Monument en l’Honneur des premiers Colons


En mai 1934, en réponse aux mouvements militaires japonais en Mandchourie, Moscou déclara le Birobidjan « région autonome juive », afin d’y attirer plus de colons. C'était la plus petite unité administrative du système fédéral de l'Union soviétique, mais le Birobidjan n'a jamais reçu le statut de république.



Birobidjan a aussi sa Rue Pouchkine

Birobidjan a aussi sa Rue Pouchkine


La communauté juive n’a jamais éprouvé d’intérêt pour le Birobidjan. Les documents statistiques montrent que sur les 20 000 personnes de confession Juive qui ont déménagé au Birobidjan entre 1928-1933, et 11 500 (60%) ont quitté la région au cours de la même période. Les appels de la propagande soviétique aux migrants juifs étrangers ont également échoué. Entre 1931 et 1936 seuls 1 374 Juifs non Russes, prirent racine au Birobidjan, la plupart originaires de Lituanie.


Birobidjan-Ville, l’été

Birobidjan-Ville, l’été


En 1938, a Birobidjan, toutes les institutions juives telles que les musées, les synagogues et les journaux ont été fermées.

À cette époque, des réfugiés juifs venant d'Allemagne et de Pologne arrivent dans la région. Mais à cause de la misère de la vie locale, le Birobidjan ne fut pour eux qu'un point de transit. La plupart des nouveaux arrivants se sont installés à Shanghai, à l'époque la plus grande colonie juive d'Asie de l'Est.


Style chinois a Birobidjan

Tiens un Style venu d'ailleurs !


En 1946, alors que le rêve d'un État juif en Palestine devenait réalité, les dirigeants soviétiques eurent peur de la montée du sentiment sioniste parmi les Juifs soviétiques. Pour répondre à cette situation, le projet Birobidjan a de nouveau été réanimé. En 1947 et 1948 douze trains spéciaux ont quitté Kherson, Nikolaïev, Dniepropetrovsk et Odessa pour Birobidjan.

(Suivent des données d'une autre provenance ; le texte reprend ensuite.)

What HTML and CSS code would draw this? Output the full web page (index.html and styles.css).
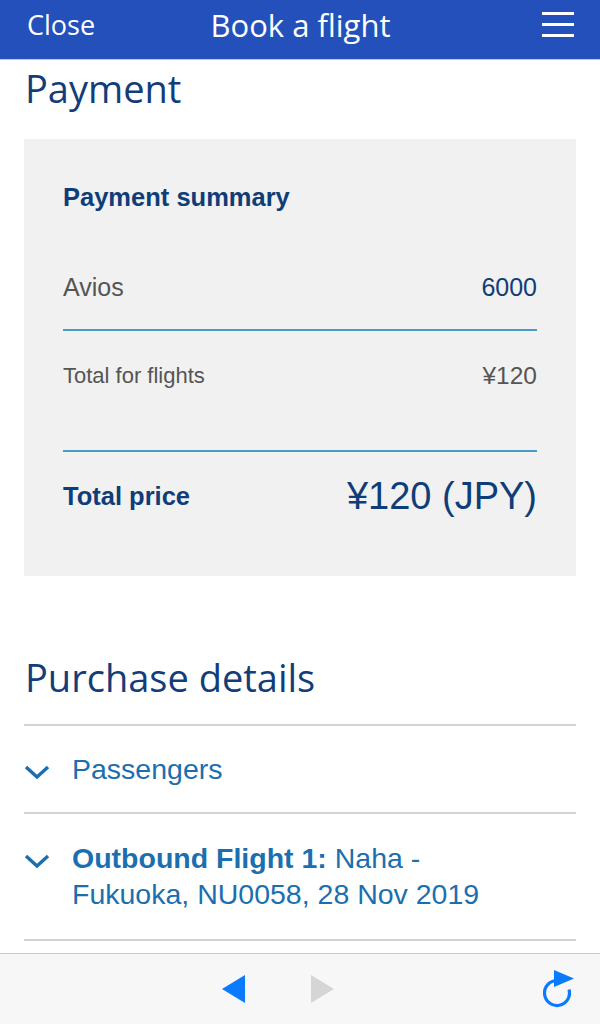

Mais encore une fois, , mais l'afflux ne dépassa guère les 10 000 aventuriers.


L'antisémitisme officiel atteint son apogée en URSS au début de 1953, lorsqu'une campagne contre la « conspiration des médecins » du Kremlin est lancée. (Voir Article : La Poliomyélite et le Virologue Mikhail Tchumakov).


Juste avant sa mort en 1953, Staline planifiait la déportation de tous les juifs soviétiques vers le Birobidjan.


En 1959, seuls 14 269 Juifs vivaient dans « leur » région autonome (ce qui représente 8,8 % de la population du Birobidjan et seulement 0,7 % du nombre total de Juifs soviétiques).


La place centrale de Birobidjan

Jeux d’O


Birobidjan d’aujourd’hui :


La région autonome juive est l'une des régions russes les plus étranges. En Russie, il y a des républiques nationales, il y a des districts autonomes, il y a des territoires, il y a simplement des régions, mais cette région autonome est la seule dans son genre, et son autonomie est très conditionnelle et se résume à sa propre langue nationale, que quasi personne ne parle à présent.


La gare de Birobidjan

Edgar du Nord


Les potentialités de la région sont pourtant réelles :


- Agricole, sur les terres riches des plaines de l’Amour (une fois maitrisés les débordements du fleuve), avec productions céréales et fourragère


– Industrie lourde et exploitation du minerai de fer à Khingan : Kimkano Sutarskiy Complex.


La place centrale de Birobidjan

La place centrale de Birobidjan


Population :


Birobidjan (en russe : Биробиджан ; en yiddish : ביראָבידזשאַן) est le centre administratif de l'Oblast autonome. Sa population s'élevait à 70 064 personnes en 2021 et 163 000 pour l’oblast, soit 0,1% de la population totale de la Russie.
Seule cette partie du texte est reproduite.